Occupying a choice site on a lagoon, Vila Autodromo is home to about 4,000 people – many of them employed, many small-business people, many who live in modest homes with small gardens that wouldn’t be out of place in one of Rio’s middle-class neighborhoods. What makes it a favela is the fact that it isn’t served by public utilities and was founded by squatters.

On a recent visit, little girls played on chalk-drawn hopscotch courts while teenage boys congregated on porches. Televisions and computer monitors, albeit clunky and outdated, were seen in many homes, and refrigerators were stocked with homegrown produce and self-caught fish.

“Life here is very calm,” said Wanessa Christine Quintiano, who’s 17. “It’s a very nice place to live. There are no fights.”

For almost two decades now, the fate of the residents of Vila Autodromo has been uncertain. In 1992, they were told they needed to move because their homes were an environmental risk. The city then expressed interest in taking over the area for the Pan American Games in 2007, hoping to show the world what it could do if given the opportunity to host the Olympics.

By mobilizing and enlisting the support of campaigning groups, the residents of Vila Autodromo were able to foil these attempts to evict them. When Brazil was awarded the 2016 Olympic Games, many residents were conflicted.

“I was happy in a way because I knew with the World Cup also coming in, it would give me a lot more work because I am in construction,” said Antonio Carlos, 37, who makes doors, windows, shower stalls and mirrors at his workshop in Vila Autodromo. “But I also think they are going to do everything they can to take us out of here.”

Brito maintains that the city keeps changing its story as to why they need to move now. Originally, they were told that their land had been designated as an Olympic news media center. Then they were told it was to be part of the security perimeter.
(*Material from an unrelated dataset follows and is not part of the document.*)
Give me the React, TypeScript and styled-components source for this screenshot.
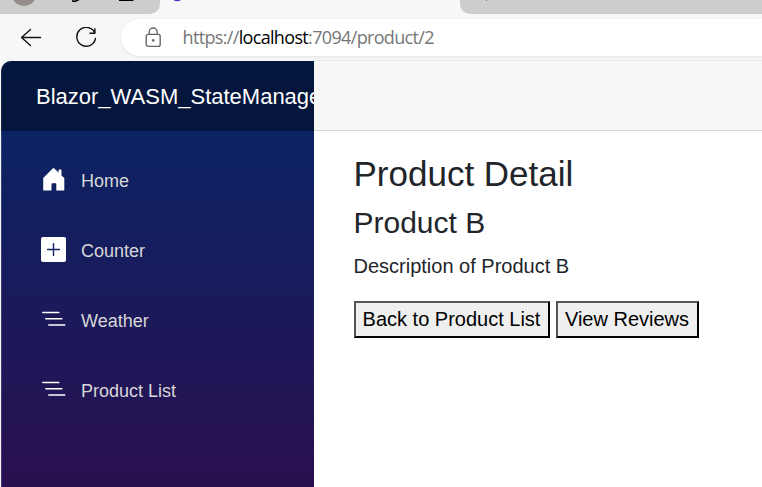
import React from 'react';
import styled, { createGlobalStyle } from 'styled-components';

const GlobalStyle = createGlobalStyle`
  * { box-sizing: border-box; }
  html, body { margin: 0; background: #f7f7f7; overflow: hidden; }
  body { font-family: 'Liberation Sans', Arial, sans-serif; color: #212529; }
`;

const Window = styled.div`
  width: 762px;
  height: 487px;
  display: flex;
  flex-direction: column;
  overflow: hidden;
`;

const TabStrip = styled.div`
  height: 14px;
  flex: none;
  display: flex;
  background: #f7f7f7;
`;

const TabActions = styled.div`
  width: 160px;
  background: #cdcdcd;
  border-bottom-right-radius: 10px;
  svg { display: block; }
`;

const ActiveTab = styled.div`
  width: 300px;
  svg { display: block; }
`;

const InactiveTab = styled.div`
  flex: 1;
  background: #cdcdcd;
  border-bottom-left-radius: 10px;
  svg { display: block; }
`;

const Toolbar = styled.div`
  height: 47px;
  flex: none;
  display: flex;
  align-items: flex-start;
  padding: 5px 0 0 20px;
  background: #f7f7f7;
`;

const ToolButton = styled.span<{ $gap: number }>`
  display: flex;
  width: 22px;
  height: 37px;
  align-items: center;
  margin-right: ${(p) => p.$gap}px;
  svg { display: block; flex: none; }
`;

const AddressBar = styled.div`
  flex: 1;
  height: 37px;
  display: flex;
  align-items: center;
  padding-left: 24px;
  background: #fff;
  border-radius: 19px 0 0 19px;
  box-shadow: 0 1px 3px rgba(0, 0, 0, 0.09);
  svg { display: block; flex: none; }
`;

const Url = styled.span`
  margin: -1px 0 0 19.5px;
  font: 400 18px/24px 'Open Sans', 'Noto Sans', sans-serif;
  letter-spacing: -0.66px;
  color: #767676;
  white-space: nowrap;
  b { font-weight: 400; color: #000; }
`;

const Page = styled.div`
  flex: 1;
  display: flex;
  min-height: 0;
  padding-left: 1px;
`;

const Sidebar = styled.aside`
  width: 313px;
  flex: none;
  overflow: hidden;
  border-top-left-radius: 10px;
  background: linear-gradient(180deg, rgb(5, 39, 103) 0, #3a0647 610px);
  box-shadow: inset 1px 0 rgba(255, 255, 255, 0.15);
`;

const Brand = styled.div`
  height: 70px;
  padding-left: 35px;
  background: rgba(0, 0, 0, 0.4);
  color: #fff;
  font-size: 22px;
  line-height: 72px;
  white-space: nowrap;
`;

const Nav = styled.nav`
  padding: 20px 0 0 40px;
`;

const NavItem = styled.a`
  height: 60px;
  margin-bottom: 10px;
  display: flex;
  align-items: center;
  gap: 15px;
  color: #d7d7d7;
  font-size: 18px;
  svg { display: block; flex: none; margin-bottom: 3px; color: #fff; }
`;

const Main = styled.main`
  flex: 1;
  background: #fff;
`;

const TopRow = styled.div`
  height: 70px;
  background: #f7f7f7;
  border-bottom: 1px solid #d6d5d5;
  box-shadow: 0 -1px #eaeaea;
`;

const Article = styled.article`
  padding: 22px 0 0 39.5px;
`;

const Title = styled.h1`
  margin: 0 0 10px;
  font-size: 35px;
  font-weight: 400;
  line-height: 42px;
`;

const Subtitle = styled.h3`
  margin: 0 0 10px;
  font-size: 30px;
  font-weight: 400;
  line-height: 36px;
`;

const Description = styled.p`
  margin: 0 0 20px;
  font-size: 20px;
  line-height: 30px;
`;

const Actions = styled.div`
  display: flex;
  gap: 6px;
`;

const Button = styled.button<{ $width: number }>`
  width: ${(p) => p.$width}px;
  height: 37px;
  padding: 0 0 2px;
  border: 2px solid;
  border-color: #555 #000 #000 #555;
  background: #efefef;
  color: #000;
  font: 20px/30px 'Liberation Sans', Arial, sans-serif;
  white-space: nowrap;
`;

const HomeIcon = () => (
  <svg width="25" height="25" viewBox="0 0 25 25" fill="currentColor">
    <path d="M12 1.3q.5-.4 1 0L17.6 5.4V3.2q0-.6.6-.6h1.7q.6 0 .6.6v5.2l2.8 2.6V22.9q0 .7-.7.7h-6.8q-.5 0-.5-.6v-6q0-.8-.8-.8h-3.2q-.8 0-.8.8v6q0 .6-.5.6H2.9q-.7 0-.7-.7V11Z" />
  </svg>
);

const PlusIcon = () => (
  <svg width="25" height="25" viewBox="0 0 25 25">
    <rect width="25" height="25" rx="2" fill="currentColor" />
    <path d="M12.5 6.6v11.8M6.6 12.5h11.8" stroke="#152060" strokeWidth="1.4" strokeLinecap="round" />
  </svg>
);

const ListIcon = () => (
  <svg width="25" height="25" viewBox="0 0 25 25" fill="none" stroke="currentColor" strokeWidth="1.5" strokeLinecap="round">
    <path d="M1.8 5.4H17.8M4.8 11.8H20.8M7.8 18H23.8" />
  </svg>
);

const App = () => (
  <Window>
    <GlobalStyle />
    <TabStrip>
      <TabActions>
        <svg width="160" height="14" fill="none">
          <ellipse cx="24" cy="-3" rx="11" ry="9" fill="#928d8a" />
          <path d="M73 0v1.2h2.5L80-1" stroke="#000" strokeWidth="1.5" />
          <path d="M119 0h14.5" stroke="#000" strokeWidth="2" />
        </svg>
      </TabActions>
      <ActiveTab>
        <svg width="40" height="14">
          <circle cx="17.3" cy="-5" r="6.2" fill="#512bd4" />
        </svg>
      </ActiveTab>
      <InactiveTab>
        <svg width="40" height="14">
          <path d="M26.5 0v1" stroke="#777" />
        </svg>
      </InactiveTab>
    </TabStrip>
    <Toolbar>
      <ToolButton $gap={34}>
        <svg width="22" height="22" viewBox="0 0 22 22" fill="none" stroke="#111" strokeWidth="1.35" strokeLinecap="round" strokeLinejoin="round">
          <path d="M20.5 10.5H1.5M10.5 2.5l-9 8 9 8" />
        </svg>
      </ToolButton>
      <ToolButton $gap={23}>
        <svg width="22" height="22" viewBox="0 0 22 22" fill="none" stroke="#111" strokeWidth="1.4" strokeLinecap="round" strokeLinejoin="round">
          <path d="M18.9 6.2A9.4 9.4 0 1 0 19.5 11.4M18.9 1.7V6.2H14" />
        </svg>
      </ToolButton>
      <AddressBar>
        <svg width="18" height="22" viewBox="0 0 18 22" fill="none" stroke="#666" strokeWidth="1.4">
          <rect x="1.2" y="7.4" width="14" height="12" rx="2" />
          <path d="M4.2 7.4V5a4 4 0 0 1 8 0v2.4" />
          <circle cx="8.2" cy="13.4" r="1.3" fill="#666" stroke="none" />
        </svg>
        <Url>https://<b>localhost</b>:7094/product/2</Url>
      </AddressBar>
    </Toolbar>
    <Page>
      <Sidebar>
        <Brand>Blazor_WASM_StateManagement</Brand>
        <Nav>
          <NavItem><HomeIcon />Home</NavItem>
          <NavItem><PlusIcon />Counter</NavItem>
          <NavItem><ListIcon />Weather</NavItem>
          <NavItem><ListIcon />Product List</NavItem>
        </Nav>
      </Sidebar>
      <Main>
        <TopRow />
        <Article>
          <Title>Product Detail</Title>
          <Subtitle>Product B</Subtitle>
          <Description>Description of Product B</Description>
          <Actions>
            <Button $width={196}>Back to Product List</Button>
            <Button $width={143}>View Reviews</Button>
          </Actions>
        </Article>
      </Main>
    </Page>
  </Window>
);

export default App;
Most recently, they were told that their neighborhood is blocking the path of a new highway meant to accommodate visitors.

Residents have since been given the option of accepting compensation from the city in exchange for their land – although residents say the amount of money is too little to buy other property nearby – or being relocated to other housing projects. The area surrounding Vila Autodromo is considered prime real estate in Brazil, where housing demand far outstrips supply.

“Most of the relocations in the city aim at removing families who live in risk areas” and are “required to improve city infrastructure,” according to the 2016 Olympic Games website. “Where necessary, in order to avoid any losses to dwellers, the relocation is carried out by common agreement with the families.”

Not everyone is reassured.

“All my friends live here and they grew up with me,” Quintiano said. “There’s cousins in all of these houses, and all of my family lives here. I grew up with all of my friends here.”

City officials have said that residents will be relocated to a better place, but a visit to a plot where the city originally planned to relocate them, a few miles away, suggests why many were dead set against the move. A stream of open sewage full of discarded newspapers and debris lines the road that separates the new neighborhood from the adjacent one. The mayor shelved that option after reports that the official requirements for launching the project hadn’t been fulfilled and the area was deemed at risk for mudslides.

All this uncertainty has the community on edge.

“We live here, we work here and we depend on the people around here to be able to work,” Carlos said. “We are neighbors, and we are desperate. We are very hopeless. Every night we go to sleep thinking about removals. We wake up thinking about removals.”